Scan the data for "that" and copy the lines it appears in.

── EXTRACTED DATA ──

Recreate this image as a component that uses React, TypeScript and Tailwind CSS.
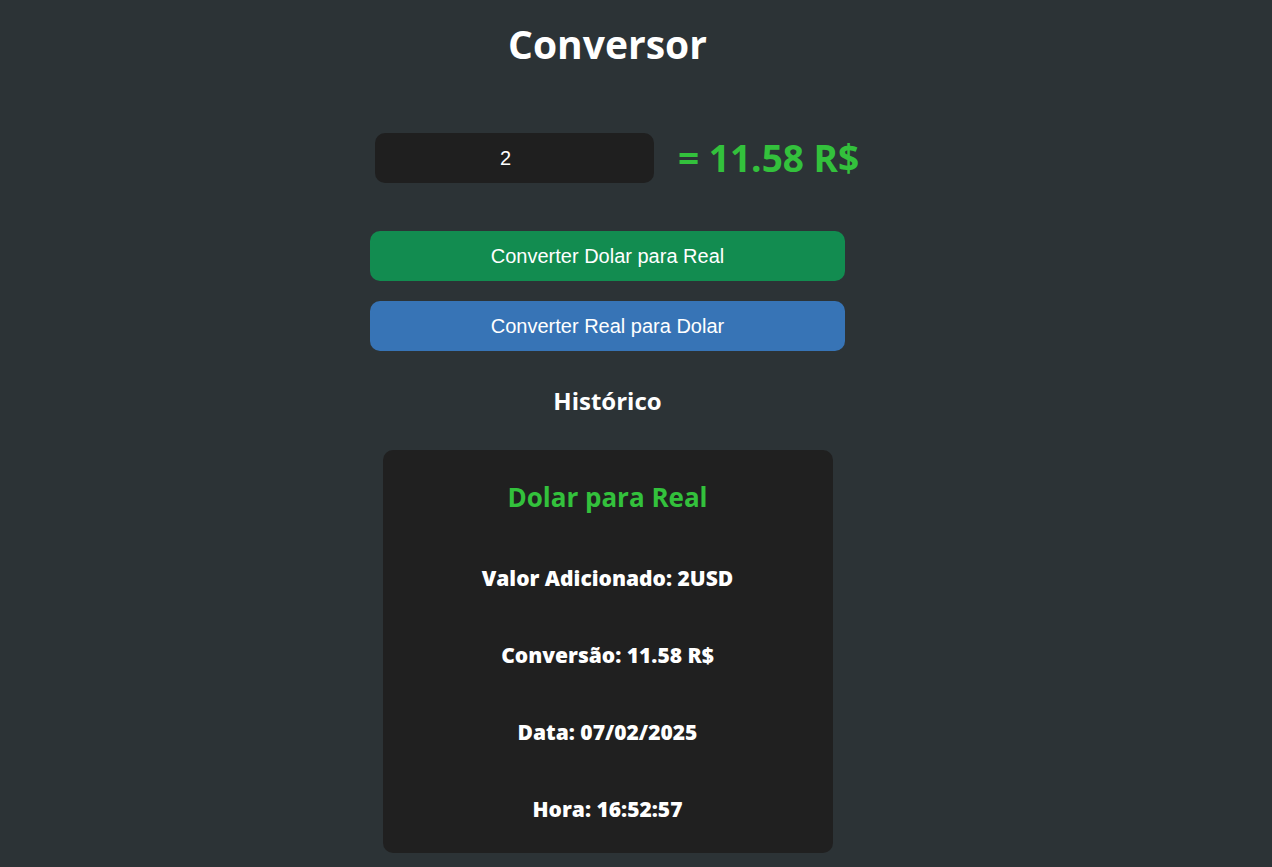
import React from "react";

export default function App() {
  const lines = [
    "Valor Adicionado: 2USD",
    "Conversão: 11.58 R$",
    "Data: 07/02/2025",
    "Hora: 16:52:57",
  ];
  return (
    <div className="min-h-[867px] w-full bg-[#2c3336] font-['Open_Sans',sans-serif] text-white">
      <div className="flex w-[1215px] flex-col items-center">
        <h1 className="mt-[17px] text-[39px] font-bold leading-[53px]">Conversor</h1>
        <div className="mt-[63px] flex items-center gap-[24px] self-start ml-[375px]">
          <input
            readOnly
            value="2"
            className="h-[50px] w-[279px] rounded-[10px] bg-[#1f1f1f] pr-[18px] text-center font-['Liberation_Sans',Arial,sans-serif] text-[20px] text-white outline-none"
          />
          <span className="text-[37px] font-bold leading-[50px] text-[#33c13c]">= 11.58 R$</span>
        </div>
        <button className="mt-[48px] h-[50px] w-[475px] rounded-[10px] bg-[#128c50] font-['Liberation_Sans',Arial,sans-serif] text-[20px] text-white">
          Converter Dolar para Real
        </button>
        <button className="mt-[20px] h-[50px] w-[475px] rounded-[10px] bg-[#3774b6] font-['Liberation_Sans',Arial,sans-serif] text-[20px] text-white">
          Converter Real para Dolar
        </button>
        <h2 className="mt-[33px] text-[24px] font-bold leading-[33px]">Histórico</h2>
        <div className="mt-[33px] flex h-[403px] w-[450px] flex-col items-center rounded-[10px] bg-[#202020] pt-[30px]">
          <h3 className="text-[26px] font-bold leading-[35px] text-[#33c13c]">Dolar para Real</h3>
          <div className="mt-[49px] flex flex-col items-center gap-[48.5px]">
            {lines.map((l) => (
              <p key={l} className="text-[21px] font-extrabold leading-[28.6px]">
                {l}
              </p>
            ))}
          </div>
        </div>
      </div>
    </div>
  );
}
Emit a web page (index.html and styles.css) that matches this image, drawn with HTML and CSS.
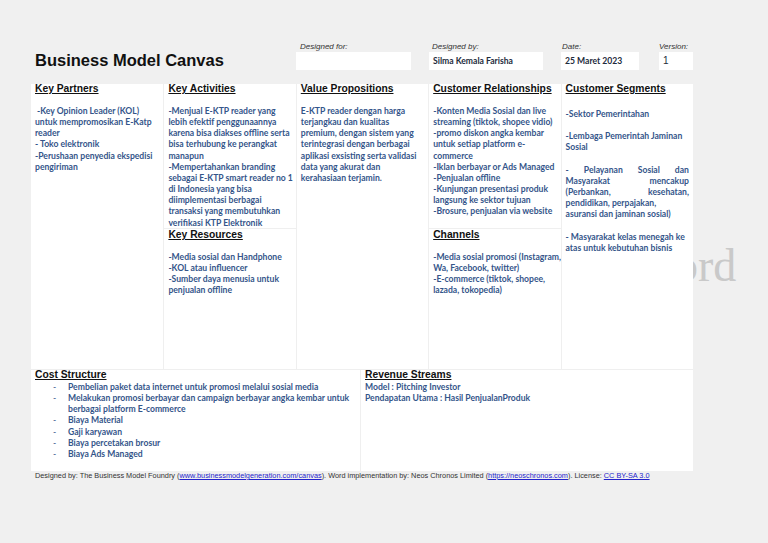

───

# [RESPONSE TO THE EXERCISE]
Recreate this image as a component that uses React, TypeScript and Tailwind CSS.
Emit a web page (index.html and styles.css) that matches this image, drawn with HTML and CSS.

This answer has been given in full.